I got pregnant with my first child in 2007. It wasn’t a planned pregnancy – you’re not allowed to say that when you have children; unfortunately, I already said it before he was born, so it’s a matter of public record now. That being the case, I think it bears a bit of discussion. You’re not allowed to say you didn’t plan your pregnancy because people assume that means you love your child less than someone who did plan theirs. Everybody who has ever had a baby knows this is rubbish. An unplanned pregnancy is not the same as an unwanted pregnancy anyway. But even an unwanted pregnancy will, uninterrupted, turn into a wanted child. That’s why adoption isn’t the easy alternative to abortion: your pregnancy may have been an accident, but your baby is as desperately loved as anybody else’s. Some people can conceptualise their baby before they meet it – and even love it before they meet it – but many people can’t. I know I never did.

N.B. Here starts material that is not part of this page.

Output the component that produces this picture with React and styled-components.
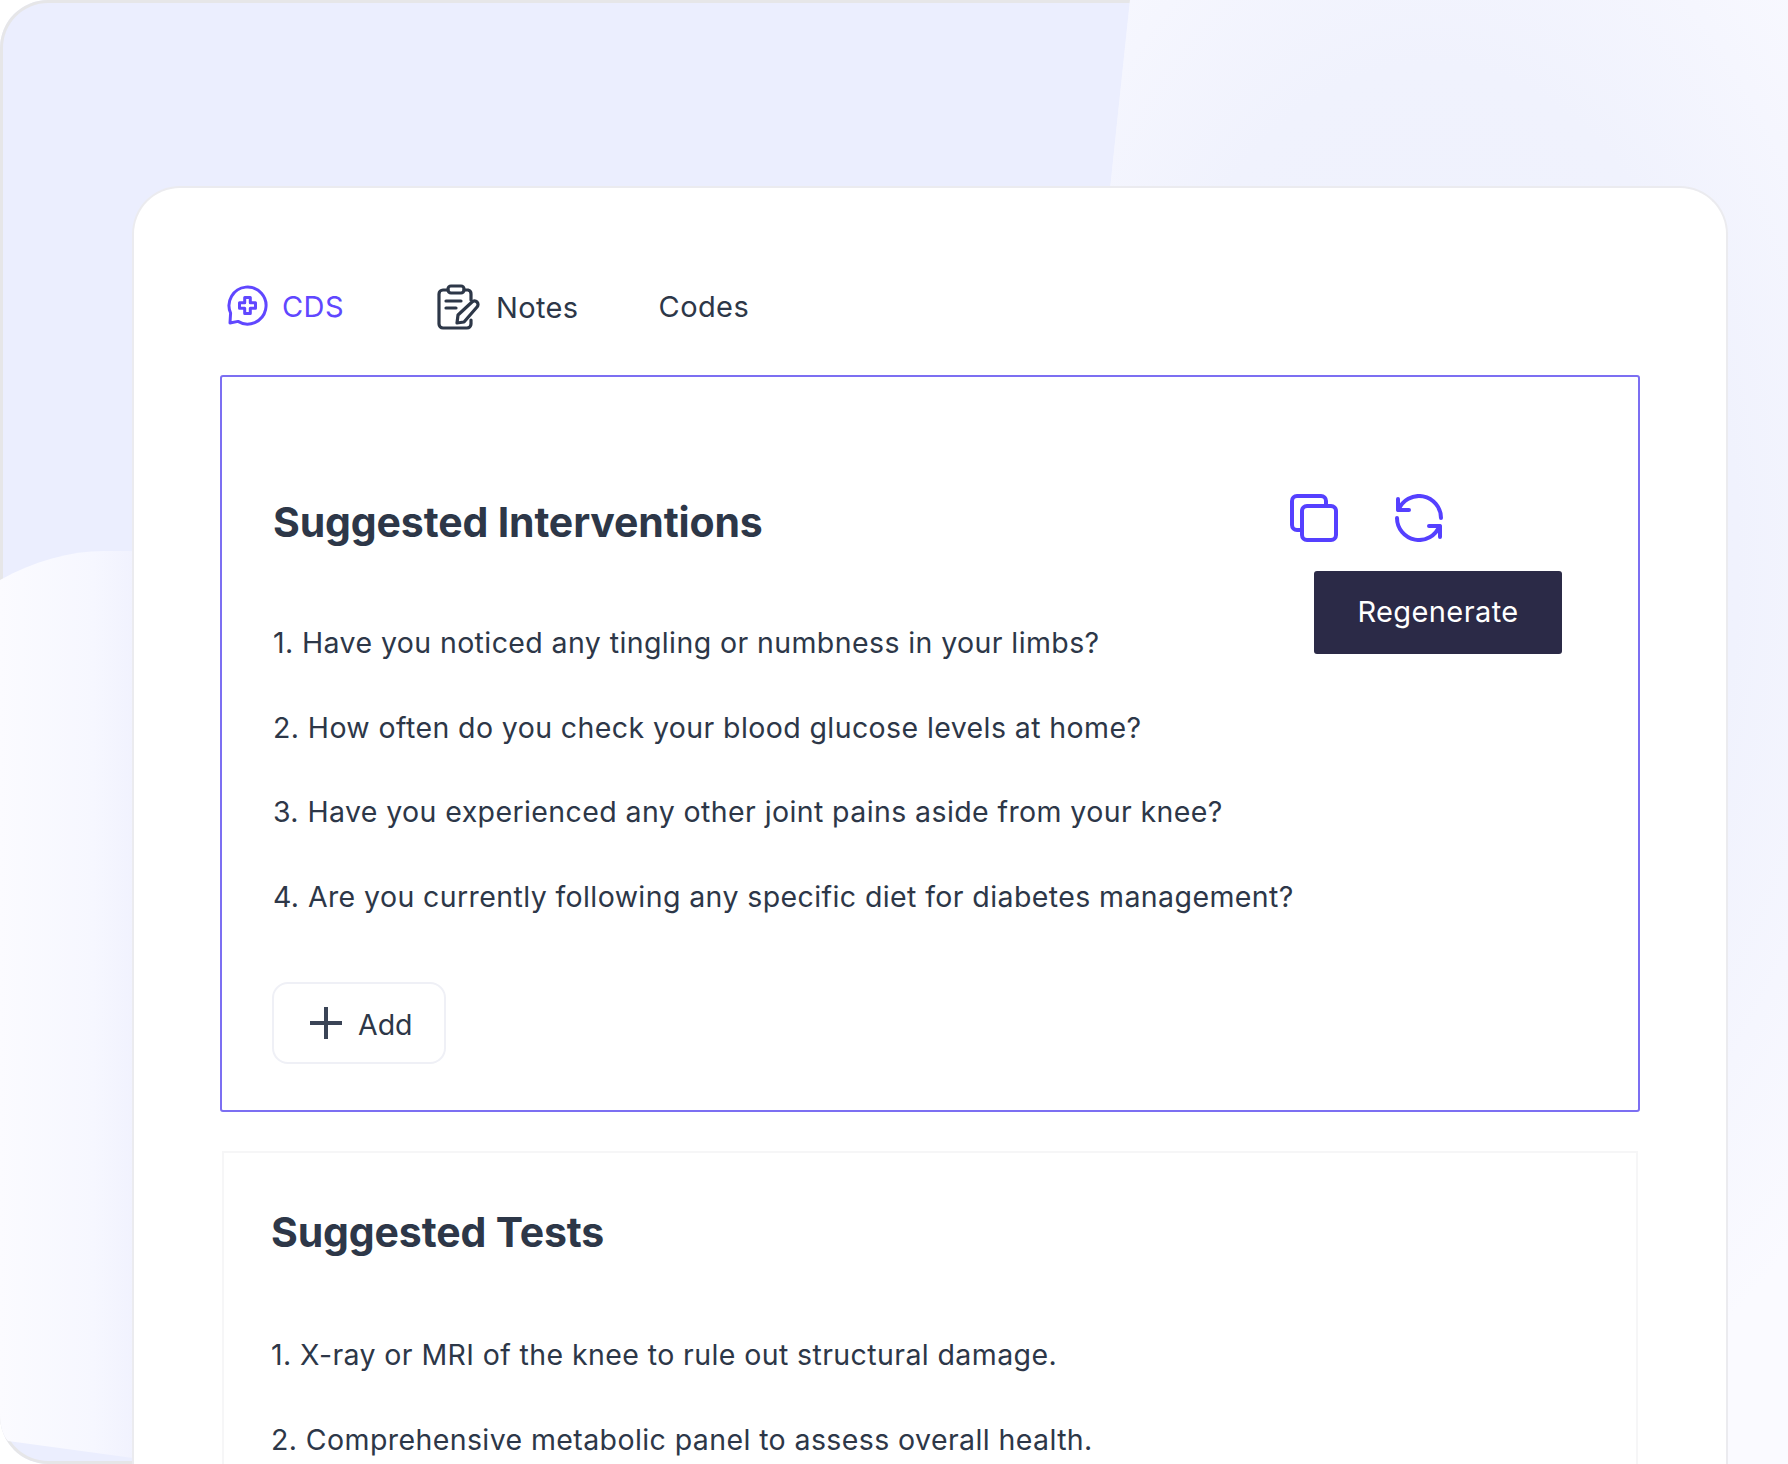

Then you have your baby, and you love him so much that you basically think he’s the Messiah. Indeed, I think the whole nativity story – Jesus, the three kings, the donkeys, all of that – is just an extended metaphor for that moment of ‘dark magic’ (as the wonderful journalist Ariel Levy described it)1 when you’re hit by the force of maternity. I genuinely did think I’d just saved the world with my vagina. I was expecting the shepherds to arrive any minute.
1 ‘Thanksgiving in Mongolia’, Ariel Levy, New Yorker, 18 November 2013.